Dans le même temps, des pays voisins, qui doivent supporter l'impact de la crise, et sont condamnés à vivre avec le pouvoir qui émergera à Tripoli, subissent une pression continue pour ne pas intervenir. Ils sont même interdits de défendre leurs propres intérêts ! En période normale, une crise en Libye devrait être résolue par l'Algérie et l'Egypte, avec l'accord de la Tunisie. Mais aujourd'hui, ces trois pays sont non seulement hors-jeu, non concernés par le règlement de la crise, mais même leur situation interne n'est pas entièrement sous leur contrôle.

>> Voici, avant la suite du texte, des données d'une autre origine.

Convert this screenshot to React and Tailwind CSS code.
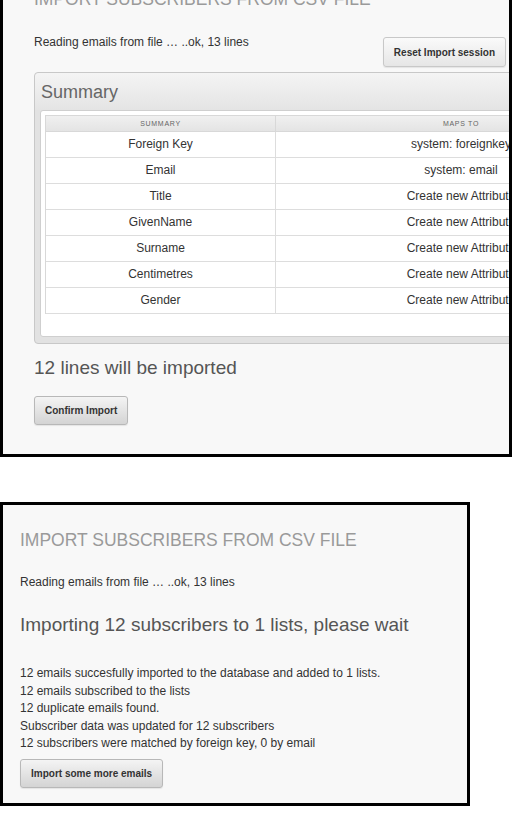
const ROWS = [
  ["Foreign Key", "system: foreignkey"],
  ["Email", "system: email"],
  ["Title", "Create new Attribute"],
  ["GivenName", "Create new Attribute"],
  ["Surname", "Create new Attribute"],
  ["Centimetres", "Create new Attribute"],
  ["Gender", "Create new Attribute"],
];

const RESULTS = [
  "12 emails succesfully imported to the database and added to 1 lists.",
  "12 emails subscribed to the lists",
  "12 duplicate emails found.",
  "Subscriber data was updated for 12 subscribers",
  "12 subscribers were matched by foreign key, 0 by email",
];

function Button({ children, light }) {
  return (
    <button
      className={`h-[29px] px-[10px] rounded-[3px] border text-[10px] font-bold text-[#333] whitespace-nowrap shadow-[0_1px_1px_rgba(0,0,0,0.08)] bg-gradient-to-b ${
        light ? "from-[#fafafa] to-[#e6e6e6] border-[#c8c8c8] h-[30px]" : "from-[#f4f4f4] to-[#d4d4d4] border-[#b8b8b8]"
      }`}
    >
      {children}
    </button>
  );
}

function Heading() {
  return (
    <h1 className="text-[17.5px] leading-[20px] text-[#9a9a9a] whitespace-nowrap">
      IMPORT SUBSCRIBERS FROM CSV FILE
    </h1>
  );
}

export default function App() {
  return (
    <div className="bg-white w-[512px] h-[814px] overflow-hidden font-['Liberation_Sans',Arial,sans-serif]">
      {/* top panel, cropped at the top */}
      <div className="h-[457px] overflow-hidden">
        <div className="-mt-[39px] h-[496px] w-[512px] border-[3px] border-black bg-[#f8f8f8] overflow-hidden pt-[25px] pl-[31px]">
          <Heading />
          <div className="mt-[24px] w-[472px] flex items-start justify-between">
            <p className="text-[12px] leading-[18px] text-[#333]">Reading emails from file … ..ok, 13 lines</p>
            <div className="mt-[4px]">
              <Button light>Reset Import session</Button>
            </div>
          </div>

          <div className="mt-[5px] w-[622px] rounded-[4px] border border-[#c8c8c8] bg-[#e2e2e2] px-[5px] pb-[6px]">
            <div className="-mx-[5px] px-[6px] pt-[8px] pb-[7px] rounded-t-[4px] bg-gradient-to-b from-[#f4f4f4] to-[#e4e4e4]">
              <h2 className="text-[18px] leading-[22px] text-[#666]">Summary</h2>
            </div>
            <div className="rounded-[3px] border border-[#cfcfcf] bg-white p-[4px] pb-[22px]">
              <div className="border-l border-t border-[#d8d8d8] w-[602px]">
                <div className="flex h-[16px] bg-gradient-to-b from-[#f0f0f0] to-[#e4e4e4] border-b border-[#d8d8d8] text-[7px] tracking-[0.7px] text-[#666] leading-[15px]">
                  <div className="w-[230px] border-r border-[#d8d8d8] text-center">SUMMARY</div>
                  <div className="w-[370px] text-center">MAPS TO</div>
                </div>
                {ROWS.map(([a, b]) => (
                  <div key={a} className="flex h-[26px] border-b border-[#dddddd] text-[12px] text-[#333] leading-[25px]">
                    <div className="w-[230px] border-r border-[#dddddd] text-center">{a}</div>
                    <div className="w-[370px] text-center">{b}</div>
                  </div>
                ))}
              </div>
            </div>
          </div>

          <p className="mt-[13px] text-[19px] leading-[22px] text-[#555]">12 lines will be imported</p>
          <div className="mt-[17px]">
            <Button>Confirm Import</Button>
          </div>
        </div>
      </div>

      {/* bottom panel */}
      <div className="mt-[45px] w-[470px] border-[3px] border-black bg-[#f8f8f8] pt-[25px] pl-[17px] pb-[15px]">
        <Heading />
        <p className="mt-[23px] text-[12px] leading-[18px] text-[#333]">Reading emails from file … ..ok, 13 lines</p>
        <p className="mt-[23px] text-[19px] leading-[22px] text-[#555] whitespace-nowrap">
          Importing 12 subscribers to 1 lists, please wait
        </p>
        <div className="mt-[29px] text-[12px] leading-[17.6px] text-[#333]">
          {RESULTS.map(r => (
            <p key={r} className="whitespace-nowrap">{r}</p>
          ))}
        </div>
        <div className="mt-[6px]">
          <Button>Import some more emails</Button>
        </div>
      </div>
    </div>
  );
}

M. Levy vient de leur interdire de nouveau le moindre rôle dans une éventuelle solution de la crise libyenne. Il leur interdit même d'accueillir éventuellement Maammar Kadhafi. Le départ du dirigeant libyen vers un pays voisin a été évoqué comme point de départ d'une solution à la crise, mais M. Lévy, qui semble parler au nom de Nicolas Sarkozy, a exclu cette hypothèse. Il dit ainsi aux dirigeants algériens qu'ils n'ont plus la possibilité de recevoir qui ils veulent, et qu'ils n'ont plus le droit au moindre rôle régional, y compris à leurs frontières.

Une telle arrogance révèle cruellement à quel point l'Algérie est devenue vulnérable. Mais elle peut aussi être salutaire. Car elle rappelle que si l'Algérie ne peut influer sur la situation en Libye, c'est à cause de sa fragilité interne. Vouloir jouer un rôle en Libye, c'est d'abord régler la crise algérienne sur des bases saines. Il sera alors possible non seulement de favoriser une solution raisonnable en Libye, mais de l'imposer. M. Lévy pourra alors être pris pour ce qu'il est : un clown travaillant pour des intérêts très éloignés de l'Algérie.